ISLAMABAD: Pakistan on Friday said militants attempted to launch small drones inside its territory, while Afghanistan’s ministry of defense claimed it had carried out retaliatory airstrikes in “various areas of Pakistan,” marking a sharp escalation in cross-border hostilities between the bitter neighbors.

The developments follow Pakistani airstrikes earlier this week targeting what Islamabad said were Tehreek-e-Taliban Pakistan (TTP) and Daesh militant camps inside Afghanistan. Pakistan said those strikes killed more than 100 militants, while Kabul said women and children were killed and condemned the attacks as violations of Afghan sovereignty.

On Thursday night, Afghanistan’s Taliban authorities said they had launched “large-scale offensive operations” against Pakistani military bases and installations, prompting Pakistan to say its forces were responding to what it described as unprovoked fire along the shared border. 

Pakistan’s Information Minister Attaullah Tarar said on Friday afternoon militants had attempted drone activity inside three Pakistani cities.

“Fitna al khawarij [TTP] terrorists have attempted to launch small drones in Abbottabad, Swabi and Nowshera. Anti Drone Systems have brought down all the drones. No damage to life,” Tarar said.

“The incidents have again exposed direct linkages between Afghan Taliban Regime and Terrorism in Pakistan.”

Afghanistan’s Ministry of National Defense, in an X statement, said it carried out airstrikes inside Pakistan.

“The Ministry of National Defense of Afghanistan today, before noon, at around eleven o’clock local time, carried out airstrikes in various areas of Pakistan,” the statement said.

“These attacks were carried out in response to last night’s aerial incursions by Pakistani forces in Kabul, Kandahar, and Paktia.”

Pakistan has not confirmed any damage from the Afghan claim.

Earlier Friday, the Pakistani prime minister’s spokesman Mosharraf Zaidi said counter-strikes were continuing after what Islamabad described as unprovoked Afghan fire along the border.

“A total of 133 Afghan Taliban are confirmed killed, more than 200 wounded,” Zaidi said in an X update. “Twenty seven (27) Afghan Taliban posts have been destroyed, and nine (9) have been captured.”

On the Afghan side, the defense ministry claimed 55 Pakistani soldiers were killed and that two garrisons and 19 posts were captured. Pakistani officials denied losing any posts.
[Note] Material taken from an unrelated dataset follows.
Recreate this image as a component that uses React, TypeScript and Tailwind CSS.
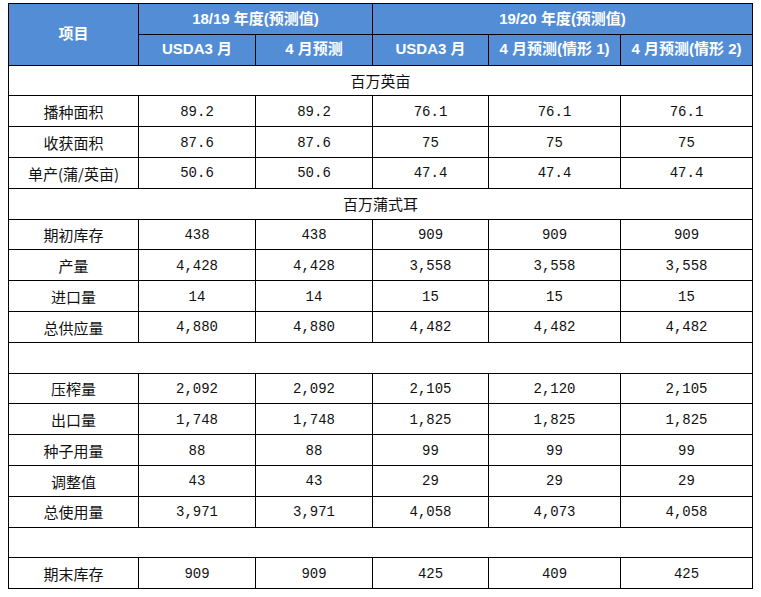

None of the casualty figures or battlefield claims from either side could be independently verified.

Amid the escalating rhetoric, Pakistan’s State Minister for Interior Talal Chaudhry urged Afghanistan’s Taliban leadership to change its approach.

“They must behave like a state, not like a guerrilla force,” Chaudhry told reporters in Islamabad. “Until their behavior changes, we will adopt every possible option to make it change.”

Chaudhry said the United Nations had confirmed that over two dozen militant groups operate from Afghan territory and added that brotherly countries “do not send militants who slaughter our youth, attack school buses carrying children, or make places of worship and innocent women unsafe.”

Cross-border violence has intensified in recent weeks, with Pakistan blaming a surge in suicide bombings and militant attacks on insurgents it says are based in Afghanistan. Kabul denies providing safe havens to anti-Pakistan militant groups.

The latest clashes mark the third major escalation between the neighbors in less than a year. Several regional countries, including China, Russia, Saudi Arabia and Iran, have urged restraint as operations on both sides continued Friday.

The confrontation unfolds against a backdrop of growing friction over Afghanistan’s regional alignments. Pakistan has repeatedly accused the Taliban authorities of allowing Indian influence to expand in Afghanistan, an allegation Kabul has rejected.

Pakistan’s defense minister Khawaja Asif earlier said the Taliban government had turned Afghanistan into “a colony of India.”

Islamabad has long accused India of using Afghan territory to support anti-Pakistan militant groups, a charge New Delhi denies.